Bret Swanson

Bret Swanson

Bret Swanson is president of Entropy Economics LLC, a technology research firm that advises institutional investors and technology companies. He is also a senior fellow at the National Center for Energy Analytics and a visiting fellow and advisory council member of the Krach Institute for Tech Diplomacy at Purdue University. From 2013 to 2023, he was a senior fellow at the American Enterprise Institute, where he co-founded the technology research program.

In 2022, Swanson launched Infonomena, a new tech and economics channel on Substack.

For eight years Swanson advised technology investors as executive editor of the Gilder Technology Report and later was a senior fellow at The Progress & Freedom Foundation, where he directed the Center for Global Innovation. Between 2005 and 2020, he was also a fellow at the U.S. Chamber of Commerce Foundation, where he studied economic growth and capital markets.

Swanson presents his research around the globe and often contributes to the editorial page of The Wall Street Journal on technology and the economy. For many years, he wrote a column for Forbes.com.

Swanson is chairman and, since 2009, a trustee of the Indiana Public Retirement System (INPRS), the state’s $50-billion pension fund, where he also chairs the investment working group. He is also a board member of the Insurance Collaboration to Save Lives, a partnership with life and health insurance companies aimed at mitigating rising mortality rates. For five years he was a member of the investment committee at Indiana University Health.

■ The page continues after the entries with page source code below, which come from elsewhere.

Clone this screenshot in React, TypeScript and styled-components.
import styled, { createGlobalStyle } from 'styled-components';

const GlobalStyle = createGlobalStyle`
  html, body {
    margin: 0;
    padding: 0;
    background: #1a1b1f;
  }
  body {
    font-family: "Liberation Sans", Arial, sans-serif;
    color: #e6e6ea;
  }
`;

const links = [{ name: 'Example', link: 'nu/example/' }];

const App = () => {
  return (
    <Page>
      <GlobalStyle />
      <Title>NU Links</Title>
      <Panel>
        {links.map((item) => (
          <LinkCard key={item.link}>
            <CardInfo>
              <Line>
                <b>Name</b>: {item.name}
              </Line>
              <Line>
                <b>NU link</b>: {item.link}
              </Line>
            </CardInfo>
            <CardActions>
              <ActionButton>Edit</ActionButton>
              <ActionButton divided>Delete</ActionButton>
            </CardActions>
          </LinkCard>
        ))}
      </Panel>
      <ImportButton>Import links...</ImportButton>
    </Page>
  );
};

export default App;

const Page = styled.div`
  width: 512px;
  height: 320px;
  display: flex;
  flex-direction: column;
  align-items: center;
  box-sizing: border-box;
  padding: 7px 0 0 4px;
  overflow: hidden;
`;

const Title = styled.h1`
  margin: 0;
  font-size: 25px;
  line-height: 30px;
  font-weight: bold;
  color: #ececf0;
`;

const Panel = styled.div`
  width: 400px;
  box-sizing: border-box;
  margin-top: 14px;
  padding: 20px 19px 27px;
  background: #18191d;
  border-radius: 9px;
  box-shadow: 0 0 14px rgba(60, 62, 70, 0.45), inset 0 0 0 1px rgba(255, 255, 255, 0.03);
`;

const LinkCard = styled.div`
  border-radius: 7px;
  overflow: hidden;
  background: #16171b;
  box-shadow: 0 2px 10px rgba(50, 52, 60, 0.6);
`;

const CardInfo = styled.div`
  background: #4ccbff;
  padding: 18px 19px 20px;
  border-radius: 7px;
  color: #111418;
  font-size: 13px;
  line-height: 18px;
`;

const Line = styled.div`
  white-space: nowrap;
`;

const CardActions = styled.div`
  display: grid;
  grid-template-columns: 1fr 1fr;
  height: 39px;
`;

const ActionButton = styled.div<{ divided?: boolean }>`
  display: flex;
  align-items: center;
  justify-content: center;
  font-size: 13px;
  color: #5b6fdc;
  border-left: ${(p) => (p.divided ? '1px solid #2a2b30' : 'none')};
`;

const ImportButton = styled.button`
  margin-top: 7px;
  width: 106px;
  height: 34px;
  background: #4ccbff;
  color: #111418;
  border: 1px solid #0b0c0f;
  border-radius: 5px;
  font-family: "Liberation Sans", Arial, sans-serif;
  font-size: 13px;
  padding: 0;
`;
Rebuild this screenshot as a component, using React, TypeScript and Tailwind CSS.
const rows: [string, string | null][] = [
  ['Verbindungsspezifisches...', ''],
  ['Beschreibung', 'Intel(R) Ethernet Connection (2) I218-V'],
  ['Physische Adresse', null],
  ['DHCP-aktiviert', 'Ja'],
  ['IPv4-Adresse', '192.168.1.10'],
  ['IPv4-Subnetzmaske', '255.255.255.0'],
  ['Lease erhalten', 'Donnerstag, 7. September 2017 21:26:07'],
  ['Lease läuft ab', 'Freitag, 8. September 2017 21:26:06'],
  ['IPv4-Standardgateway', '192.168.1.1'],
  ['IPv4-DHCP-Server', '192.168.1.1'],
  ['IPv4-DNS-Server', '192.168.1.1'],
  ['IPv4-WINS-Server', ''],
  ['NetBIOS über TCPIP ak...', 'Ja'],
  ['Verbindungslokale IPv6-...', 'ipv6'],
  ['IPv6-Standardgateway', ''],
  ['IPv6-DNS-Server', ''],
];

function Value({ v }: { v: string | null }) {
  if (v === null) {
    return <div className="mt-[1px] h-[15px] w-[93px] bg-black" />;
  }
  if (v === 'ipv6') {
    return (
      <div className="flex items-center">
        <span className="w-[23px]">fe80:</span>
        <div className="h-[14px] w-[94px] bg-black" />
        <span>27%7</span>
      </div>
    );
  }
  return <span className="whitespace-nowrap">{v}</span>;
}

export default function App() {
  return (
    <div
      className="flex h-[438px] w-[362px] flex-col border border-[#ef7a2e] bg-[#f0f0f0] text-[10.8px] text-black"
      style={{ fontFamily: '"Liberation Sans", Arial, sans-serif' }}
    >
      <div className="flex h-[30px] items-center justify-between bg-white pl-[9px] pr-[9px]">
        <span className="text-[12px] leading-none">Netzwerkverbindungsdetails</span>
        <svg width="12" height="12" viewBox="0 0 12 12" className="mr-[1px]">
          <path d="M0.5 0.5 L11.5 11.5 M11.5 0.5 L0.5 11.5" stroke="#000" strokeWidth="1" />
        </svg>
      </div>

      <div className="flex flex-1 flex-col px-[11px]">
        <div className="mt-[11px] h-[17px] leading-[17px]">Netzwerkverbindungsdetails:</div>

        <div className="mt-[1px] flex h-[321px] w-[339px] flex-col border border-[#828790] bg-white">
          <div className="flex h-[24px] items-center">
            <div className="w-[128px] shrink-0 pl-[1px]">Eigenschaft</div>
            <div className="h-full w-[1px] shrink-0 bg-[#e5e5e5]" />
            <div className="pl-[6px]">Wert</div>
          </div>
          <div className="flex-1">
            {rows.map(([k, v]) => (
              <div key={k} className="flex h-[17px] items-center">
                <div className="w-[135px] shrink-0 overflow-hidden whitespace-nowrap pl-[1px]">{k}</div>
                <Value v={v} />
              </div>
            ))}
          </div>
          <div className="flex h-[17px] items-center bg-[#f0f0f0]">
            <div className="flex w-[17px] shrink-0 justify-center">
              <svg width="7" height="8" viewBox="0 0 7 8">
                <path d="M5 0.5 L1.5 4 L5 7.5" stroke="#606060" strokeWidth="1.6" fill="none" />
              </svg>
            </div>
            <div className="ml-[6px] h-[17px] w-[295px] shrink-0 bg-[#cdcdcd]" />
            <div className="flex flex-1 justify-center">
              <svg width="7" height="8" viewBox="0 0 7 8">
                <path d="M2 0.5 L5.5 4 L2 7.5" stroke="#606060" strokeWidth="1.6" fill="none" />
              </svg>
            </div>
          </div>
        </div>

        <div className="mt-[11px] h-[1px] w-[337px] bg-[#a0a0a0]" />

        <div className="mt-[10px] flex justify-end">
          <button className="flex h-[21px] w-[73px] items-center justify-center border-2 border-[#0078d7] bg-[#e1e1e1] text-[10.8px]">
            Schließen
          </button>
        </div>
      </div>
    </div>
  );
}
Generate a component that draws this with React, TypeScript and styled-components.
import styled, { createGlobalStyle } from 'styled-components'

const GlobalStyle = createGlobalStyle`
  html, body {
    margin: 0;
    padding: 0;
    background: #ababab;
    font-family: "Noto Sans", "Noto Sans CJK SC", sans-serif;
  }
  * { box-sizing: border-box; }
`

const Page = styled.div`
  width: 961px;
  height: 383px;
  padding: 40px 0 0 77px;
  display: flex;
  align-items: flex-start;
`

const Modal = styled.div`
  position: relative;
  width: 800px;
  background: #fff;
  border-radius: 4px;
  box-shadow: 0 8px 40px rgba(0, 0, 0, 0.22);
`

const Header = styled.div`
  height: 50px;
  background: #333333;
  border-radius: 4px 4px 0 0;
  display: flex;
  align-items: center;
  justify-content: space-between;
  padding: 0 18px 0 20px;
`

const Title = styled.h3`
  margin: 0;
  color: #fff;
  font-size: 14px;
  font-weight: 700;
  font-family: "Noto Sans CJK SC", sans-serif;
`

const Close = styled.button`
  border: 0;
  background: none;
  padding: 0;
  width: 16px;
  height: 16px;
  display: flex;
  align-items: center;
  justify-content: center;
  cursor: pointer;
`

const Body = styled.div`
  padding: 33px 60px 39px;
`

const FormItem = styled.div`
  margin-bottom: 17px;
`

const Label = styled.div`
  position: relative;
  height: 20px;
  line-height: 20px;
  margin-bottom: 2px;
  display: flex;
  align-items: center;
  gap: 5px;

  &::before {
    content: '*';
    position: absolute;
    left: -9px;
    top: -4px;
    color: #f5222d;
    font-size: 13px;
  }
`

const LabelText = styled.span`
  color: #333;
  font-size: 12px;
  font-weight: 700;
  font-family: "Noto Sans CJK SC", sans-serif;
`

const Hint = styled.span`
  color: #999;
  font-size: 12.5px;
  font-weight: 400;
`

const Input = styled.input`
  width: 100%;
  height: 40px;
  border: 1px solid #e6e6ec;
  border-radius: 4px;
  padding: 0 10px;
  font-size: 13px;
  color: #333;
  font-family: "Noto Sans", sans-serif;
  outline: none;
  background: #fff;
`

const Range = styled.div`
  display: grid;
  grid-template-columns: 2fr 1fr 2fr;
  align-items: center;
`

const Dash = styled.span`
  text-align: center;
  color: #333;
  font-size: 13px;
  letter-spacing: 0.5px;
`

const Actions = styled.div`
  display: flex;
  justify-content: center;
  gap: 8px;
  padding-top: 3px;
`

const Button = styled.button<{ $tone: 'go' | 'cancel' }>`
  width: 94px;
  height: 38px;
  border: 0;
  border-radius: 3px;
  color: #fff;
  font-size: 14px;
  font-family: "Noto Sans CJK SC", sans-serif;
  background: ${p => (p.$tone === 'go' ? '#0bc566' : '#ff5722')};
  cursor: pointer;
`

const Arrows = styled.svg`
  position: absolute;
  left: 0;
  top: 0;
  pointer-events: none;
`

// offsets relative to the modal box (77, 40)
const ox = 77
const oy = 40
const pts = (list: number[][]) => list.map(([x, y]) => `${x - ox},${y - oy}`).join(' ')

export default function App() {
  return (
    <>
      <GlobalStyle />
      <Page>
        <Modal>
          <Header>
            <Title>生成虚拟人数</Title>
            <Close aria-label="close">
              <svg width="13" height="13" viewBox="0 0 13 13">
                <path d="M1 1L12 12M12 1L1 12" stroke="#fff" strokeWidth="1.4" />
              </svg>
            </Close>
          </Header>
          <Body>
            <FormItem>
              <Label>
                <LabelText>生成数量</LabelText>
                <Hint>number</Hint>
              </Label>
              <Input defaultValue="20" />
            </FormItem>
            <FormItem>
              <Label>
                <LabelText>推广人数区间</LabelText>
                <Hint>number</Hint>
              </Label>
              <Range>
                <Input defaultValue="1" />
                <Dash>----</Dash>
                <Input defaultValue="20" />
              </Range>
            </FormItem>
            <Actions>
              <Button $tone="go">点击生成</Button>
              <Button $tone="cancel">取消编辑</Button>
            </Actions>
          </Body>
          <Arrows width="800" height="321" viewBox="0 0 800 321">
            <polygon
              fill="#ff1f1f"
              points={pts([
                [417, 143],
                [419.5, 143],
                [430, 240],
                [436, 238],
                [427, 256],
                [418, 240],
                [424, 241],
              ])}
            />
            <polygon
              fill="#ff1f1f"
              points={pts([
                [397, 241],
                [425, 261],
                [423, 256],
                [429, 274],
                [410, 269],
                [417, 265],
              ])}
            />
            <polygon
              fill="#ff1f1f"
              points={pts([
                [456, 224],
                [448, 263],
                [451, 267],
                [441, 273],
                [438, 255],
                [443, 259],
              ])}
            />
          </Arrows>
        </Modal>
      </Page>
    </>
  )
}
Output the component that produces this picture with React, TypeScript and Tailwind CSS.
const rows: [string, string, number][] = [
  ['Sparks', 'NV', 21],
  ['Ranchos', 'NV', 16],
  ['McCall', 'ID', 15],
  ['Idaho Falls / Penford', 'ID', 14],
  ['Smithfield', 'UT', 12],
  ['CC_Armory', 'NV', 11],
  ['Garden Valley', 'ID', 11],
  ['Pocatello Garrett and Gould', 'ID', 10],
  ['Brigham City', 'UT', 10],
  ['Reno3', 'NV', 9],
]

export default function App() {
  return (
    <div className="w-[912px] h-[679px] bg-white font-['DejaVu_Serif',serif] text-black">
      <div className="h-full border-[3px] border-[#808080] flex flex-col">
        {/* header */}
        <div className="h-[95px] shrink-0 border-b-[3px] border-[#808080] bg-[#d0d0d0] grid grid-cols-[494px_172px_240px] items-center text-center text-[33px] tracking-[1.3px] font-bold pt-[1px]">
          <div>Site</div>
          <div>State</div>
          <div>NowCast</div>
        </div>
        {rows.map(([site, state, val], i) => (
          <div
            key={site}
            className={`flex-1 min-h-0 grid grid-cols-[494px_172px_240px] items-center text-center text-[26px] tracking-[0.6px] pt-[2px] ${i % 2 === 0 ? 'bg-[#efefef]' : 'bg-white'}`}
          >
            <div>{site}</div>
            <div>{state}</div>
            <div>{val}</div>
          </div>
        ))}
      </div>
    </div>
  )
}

His recent research focuses on information technology’s potential to drive a resurgence in productivity and economic growth. See, for example, Moore’s Law at 50: The Performance and Prospects of the Exponential EconomyThe App-ification of Medicine: A Four-Faceted Information Revolution in Health; Imagining the 5G Wireless Future: Apps, Devices, Networks, and Spectrum; and The Coming Productivity Boom: Transforming the Physical Economy with Information.

In previous research, he has presented a new theory of the economic rise of China; projected an “exaflood” of Web video, leading to an estimated 56% compound annual growth of Internet traffic through the year 2015; exposed the deep monetary errors behind the crashes of both 2000 and 2008; anticipated the shale hydrocarbon boom and following drop in energy prices; and advanced a new concept linking information theory and entrepreneurial economics.

Swanson began his career as an aide to Sen. Richard Lugar and was then an economic analyst for former Rep. Jack Kemp. He studied economics at Princeton University and now lives in Zionsville, Indiana, with his wife and four children.